Part of the reason it is being swept under the rug, is that the WWII soldiers who survived, are now dying out....and another, of course, is the schools really don't teach American History as much as they did. To say nothing of wanting to be PC about history on top of that.

The American Experience - Capture and Death March ....from some of the soldiers themselves....

pbs.org

In Part:

Interviewer: What was the Death March like?

Leon Beck: It depends on the guards you had over you. Some of the guards were not too abusive and some were very abusive. They would harass you, they would make you line up at daylight, get in a column of fours, usually 100 to 125 men, in a column of fours and keep you standing at attention until the sun came up and got real hot.... They would start you double-timing until the line got stretched out. The sick, lame and lazy, we called them, fell back. Then, they'd close you up again and they might keep you standing another hour in that hot sun.... There are ways you can rest one leg and shift your weight, it's not too noticeable and you can slough off and rest a bit. But, if they caught you at it, it meant a butt stroke with a rifle or a beating over the head, and the people that fell down and didn't get up, you'd hear a shot fired and you'd look back and there lays a body behind you. But they wouldn't let you go back and take care of him, even at the artesian wells, when the prisoners would break and run for the water. They'd shoot indiscriminately into the crowd and some got shot and laid there. You couldn't go take care of them ...At night, they put us in barbed wire enclosures, just a single string of barbed wire around the trees and they'd herd you in there. There was no latrine facilities, you defecated right where you were and it got pretty bad and stinky come morning and you couldn't walk around. You had to stay there. Because of the mess, everybody was sick with malaria and dysentery....

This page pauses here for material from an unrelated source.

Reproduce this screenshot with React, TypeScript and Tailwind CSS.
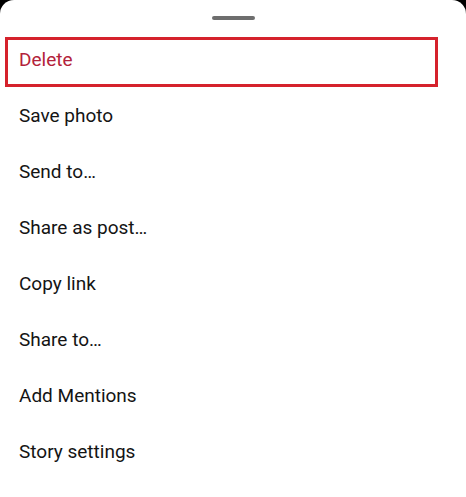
import React from "react";

const items = [
  "Save photo",
  "Send to…",
  "Share as post…",
  "Copy link",
  "Share to…",
  "Add Mentions",
  "Story settings",
];

export default function App() {
  return (
    <div className="w-[466px] h-[497px] bg-black overflow-hidden" style={{ fontFamily: "Roboto, 'Liberation Sans', sans-serif" }}>
      <div className="relative w-full h-full bg-white rounded-t-[14px] flex flex-col">
        <div className="flex justify-center pt-[16px]">
          <div className="w-[43px] h-[4px] rounded-full bg-[#6e6e6e]" />
        </div>
        <div className="mt-[12px] flex flex-col">
          <div className="h-[56px] flex items-center pl-[19px] text-[19px] text-[#b3223a]">Delete</div>
          {items.map((t) => (
            <div key={t} className="h-[56px] flex items-center pl-[19px] text-[19px] text-[#141414]">
              {t}
            </div>
          ))}
        </div>
        <div className="absolute left-[5px] top-[37px] w-[433px] h-[50px] border-[3px] border-[#d5222c]" />
      </div>
    </div>
  );
}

Some, seeing that the Japanese were not going to abide by the Geneva Convention in treating their prisoners, escaped into the jungles of Bataan. Most joined the guerrilla movement.

Leon Beck: I don't think there's any glory in being a prisoner of war, and I'd made up my mind, when it looked desperate ...I told everybody: "I'm not going to march in the prison camp. If I have to die, I'm going to die in the attempt or I'll die free. But, I'm not going to go in prison camp, no glory in being a prisoner." We were taught [that] you had a moral, legal, and ethical responsibility if you were ever captured, that you should make an attempt to escape and if that attempt was successful, you had to continue to resist to your enemy, until such time as you could re-join friendly forces. That's the way it was taught to us, every time they read the Articles of War to us. So, I've tried to fulfill that. I enlisted voluntarily and I felt I had a responsibility and I tried to fulfill it.